= Stated problem =
Quote the records that follow in full and exactly; leave out the pictures.

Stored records
----

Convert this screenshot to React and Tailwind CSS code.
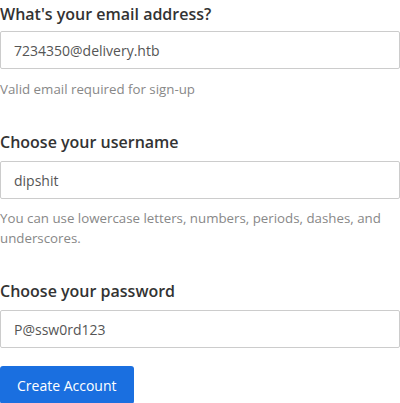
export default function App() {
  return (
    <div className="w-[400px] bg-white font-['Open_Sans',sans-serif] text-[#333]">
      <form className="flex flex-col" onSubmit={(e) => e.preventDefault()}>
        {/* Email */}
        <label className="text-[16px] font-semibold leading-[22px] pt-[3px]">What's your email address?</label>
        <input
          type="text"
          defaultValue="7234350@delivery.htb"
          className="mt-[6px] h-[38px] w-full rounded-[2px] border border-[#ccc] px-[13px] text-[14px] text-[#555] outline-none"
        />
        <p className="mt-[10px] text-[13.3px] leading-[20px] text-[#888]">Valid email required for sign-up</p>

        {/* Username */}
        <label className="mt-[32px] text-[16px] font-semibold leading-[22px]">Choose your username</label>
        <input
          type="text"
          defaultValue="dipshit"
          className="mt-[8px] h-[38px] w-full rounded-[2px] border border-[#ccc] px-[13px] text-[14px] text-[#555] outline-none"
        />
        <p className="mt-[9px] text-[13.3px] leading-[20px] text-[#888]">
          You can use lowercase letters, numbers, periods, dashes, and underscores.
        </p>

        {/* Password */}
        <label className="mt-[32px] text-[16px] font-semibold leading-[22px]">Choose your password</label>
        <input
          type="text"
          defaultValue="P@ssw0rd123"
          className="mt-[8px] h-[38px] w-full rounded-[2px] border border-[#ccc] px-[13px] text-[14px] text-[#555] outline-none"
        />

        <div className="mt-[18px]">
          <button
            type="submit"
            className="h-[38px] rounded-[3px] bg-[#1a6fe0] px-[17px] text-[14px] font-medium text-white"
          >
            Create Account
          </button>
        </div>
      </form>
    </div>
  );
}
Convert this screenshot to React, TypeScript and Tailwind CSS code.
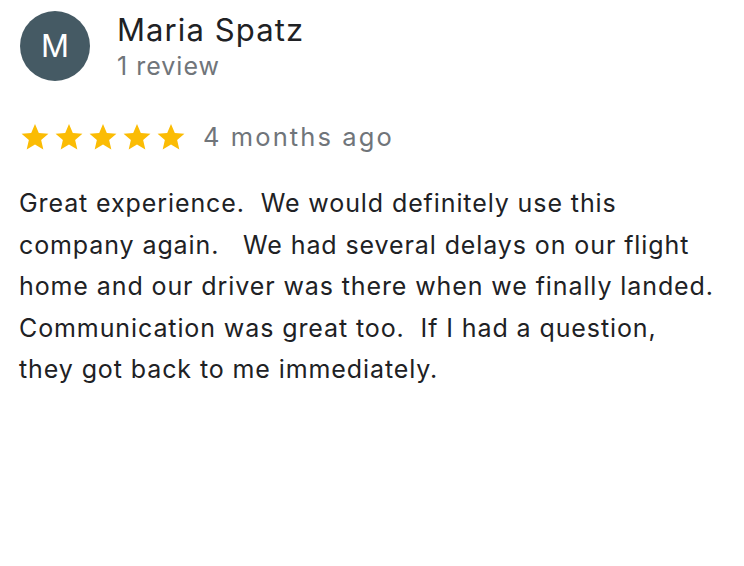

----

= Task result =
Convert this screenshot to React and Tailwind CSS code.
export default function App() {
  return (
    <div className="w-[400px] bg-white font-['Open_Sans',sans-serif] text-[#333]">
      <form className="flex flex-col" onSubmit={(e) => e.preventDefault()}>
        {/* Email */}
        <label className="text-[16px] font-semibold leading-[22px] pt-[3px]">What's your email address?</label>
        <input
          type="text"
          defaultValue="7234350@delivery.htb"
          className="mt-[6px] h-[38px] w-full rounded-[2px] border border-[#ccc] px-[13px] text-[14px] text-[#555] outline-none"
        />
        <p className="mt-[10px] text-[13.3px] leading-[20px] text-[#888]">Valid email required for sign-up</p>

        {/* Username */}
        <label className="mt-[32px] text-[16px] font-semibold leading-[22px]">Choose your username</label>
        <input
          type="text"
          defaultValue="dipshit"
          className="mt-[8px] h-[38px] w-full rounded-[2px] border border-[#ccc] px-[13px] text-[14px] text-[#555] outline-none"
        />
        <p className="mt-[9px] text-[13.3px] leading-[20px] text-[#888]">
          You can use lowercase letters, numbers, periods, dashes, and underscores.
        </p>

        {/* Password */}
        <label className="mt-[32px] text-[16px] font-semibold leading-[22px]">Choose your password</label>
        <input
          type="text"
          defaultValue="P@ssw0rd123"
          className="mt-[8px] h-[38px] w-full rounded-[2px] border border-[#ccc] px-[13px] text-[14px] text-[#555] outline-none"
        />

        <div className="mt-[18px]">
          <button
            type="submit"
            className="h-[38px] rounded-[3px] bg-[#1a6fe0] px-[17px] text-[14px] font-medium text-white"
          >
            Create Account
          </button>
        </div>
      </form>
    </div>
  );
}
Convert this screenshot to React, TypeScript and Tailwind CSS code.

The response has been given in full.